Don’t be surprised if you catch gumboots coming into fashion next season, as they are the one item of clothing almost every festival-goer had on them today (almost). Watching as the few unlucky ones in regular boots (and one incredibly unfortunate man in low-top converse) sunk shin-deep into the mud was simultaneously pitiable and comic. Schadenfreude, if you will. 

Some fashionable trailblazers who deserve an honourable mention include: a man wearing a full weed-themed suit; two girls dressed in skintight kaleidoscopic catsuits; one person affectionately dubbed “Minion-backpack man”; and the MANY people dressed head to toe in bright yellow ensembles. On a day where the sky was grey and dull, these potential cult members (there were seriously so many) were like little rays of sunshine for the rest of us. 

Mmmm, whatcha say?

Travelling through a festival by yourself doesn’t sound like the best time – it certainly wasn’t today – but it does have its perks. In particular, you’re in a better position to hear small bites of conversations, each one telling a story more amusing than the last.

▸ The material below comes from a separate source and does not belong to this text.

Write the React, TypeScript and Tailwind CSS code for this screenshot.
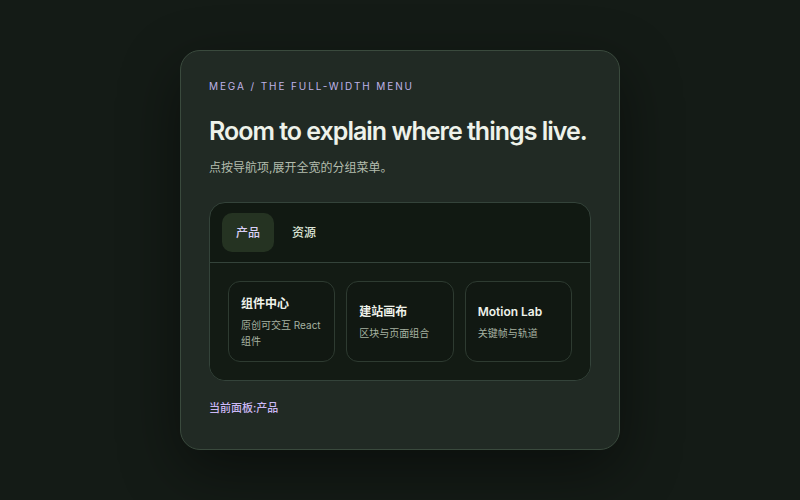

Here were some of our favourite quotes from today:

“If we were a little more sorted, we could jump on the back of that.” – Someone bemoaning their group’s inability to literally jump onto the back of a clearly full transport vehicle, which was shuttling patrons to the festival entrance

“At least we look good!” – An individual making their way towards the festival, well after live music had been cancelled, who was absolutely correct about their apparel

“I really wanted to see Maxo Kream.” – A disappointed festival-goer who, as you can tell, did not get to see Maxo Kream

“I literally have Gorillaz art tattooed on my body.” – Another disappointed festival-goer who we can only hope has tickets to Gorillaz’s sideshow next week

“Are you guys from Brisbane?” – A curious attendee who posed this question to just about everyone they passed on their way to the festival 

“How much did we have to drink?” – A clearly sloshed teenager waiting in line for coffee at 11am. Whether it was the coffee or the weather, they would have sobered up quickly.

“I brought the 15-year-old because he can look after himself whilst we get f**king p*ssed.” – Someone’s very excited mother who was relishing in the momentary freedom from parenthood with her friends 

“I’m just going to sit here and play 1300 and pretend I’m watching them perform because otherwise I might scream.” – Verbatim quote from our very own correspondent who had waited for months to see her favourite collective perform…


Unfortunately, these two vivacious correspondents (alongside many other day patrons) had to leave by mid-afternoon, as we were issued a severe weather warning ahead of even more destructive wind and rain. We’re currently crossing all our fingers and toes that tomorrow can go ahead as planned, or, at the very least, that we don’t have to deal with the same conditions as today. Otherwise, if anyone has tickets to the Jack Harlow show in Sydney, hit us up.